「鈴木其一 - 江戸琳派の風雲児 - 」(前期展示) 細見美術館

細見美術館京都市左京区岡崎最勝寺町6-3
「琳派展12 鈴木其一 - 江戸琳派の風雲児 - 」
9/19-12/13(前期:9/19-10/25 後期:10/27-12/13)



定評のあるコレクションにて鈴木其一の多様な画風を探ります。細見美術館で開催中の「琳派展12 鈴木其一 - 江戸琳派の風雲児 - 」へ行ってきました。

まずは本展の構成です。

・其一の初期作と飛躍
・其一様式の確立
・江戸好みの主題 - 富士山・節句画・吉祥画
・江戸琳派の精鋭と其一一門
・小画面の魅力

なお展示替えが一度あります。全出品作は69点でしたが、前後期、それぞれの会期に出ているのはおおよそ40点ほどでした。

それでは早速、私の見た前期中より印象に残った作品を挙げてみます。



「文読む遊女図」(前後期)
冒頭に登場する其一、抱一合作の一枚。画を20代の時の其一が担当し、賛を60代の抱一が記した。幽玄な抱一の書と、其一の軽やかな遊女の表現には、息のぴったり合った二人の間柄を感じることが出来る。二人はどのような会話をかわしながらこの作品を完成させたのだろうか。

「麒麟・鳳凰図」(前期)
琳派では非常に珍しい画題。他の琳派にこうした麒麟と鳳凰を描いた絵師はいたのだろうか。早くも其一の独自性を伺い知れる一枚。



「昇龍図」(前後期)
力強く龍が天へと駆けていく。どこか飄々ともした、コミカルな表情がまた魅力的だった。本展のハイライト。



「雪中檜図」(前期)
檜の枝から滝のように流れ落ちる雪が描かれている。まるで記号のような檜の葉の精緻な描写と、やや粘り気を帯びた雪の表現が個性的だった。

「歳首の図」(前後期)
いわゆる描表装。文化村のだまし絵展にでも出ていた。正月飾りが画の中に差し込んでくる様は何度見ても楽しい。



「西王母図」(前期)
西王母は応挙、背景の桃は若冲をそれぞれ連想させるような不思議な作品。琳派と言えども、其一の表現の幅広さを見ることが出来る。

「月次花鳥図帖」(前後期)
抱一の「十二ヶ月花鳥図」の其一、画帳版とでも言ったところだろうか。温和な表現で季節の花々や鳥を小画面に表す。目に優しい。

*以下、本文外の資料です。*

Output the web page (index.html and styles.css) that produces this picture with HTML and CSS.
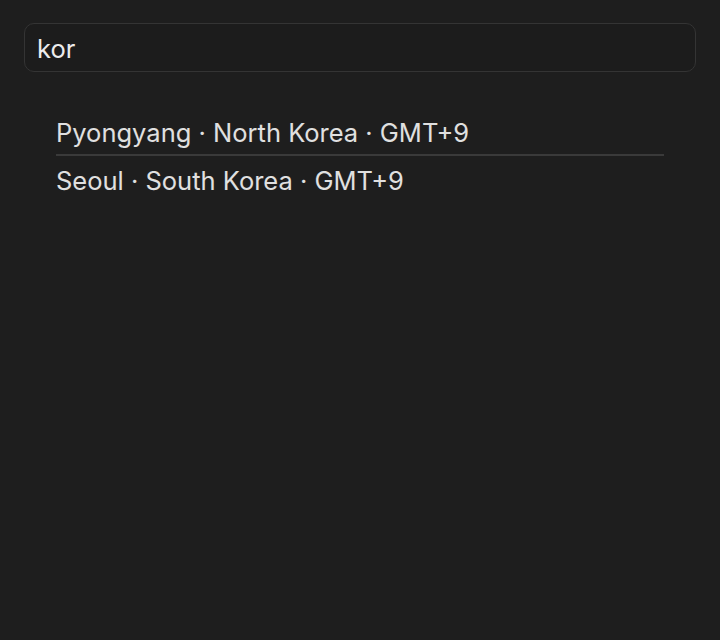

其一の画業を初期作より晩年に至るまで、そう詳細に区分することなく大まかに見る展覧会です。最近、其一というと、何かとその前衛性が強調される節もありますが、優雅な細見コレクション(一部、個人蔵あり。)によることもあってか、比較的あっさりと楽しむことが出来ました。



既に後期展示期間に入っています。秋の紅葉とあわせて、京都観光の最後に愛でるのもまた良さそうです。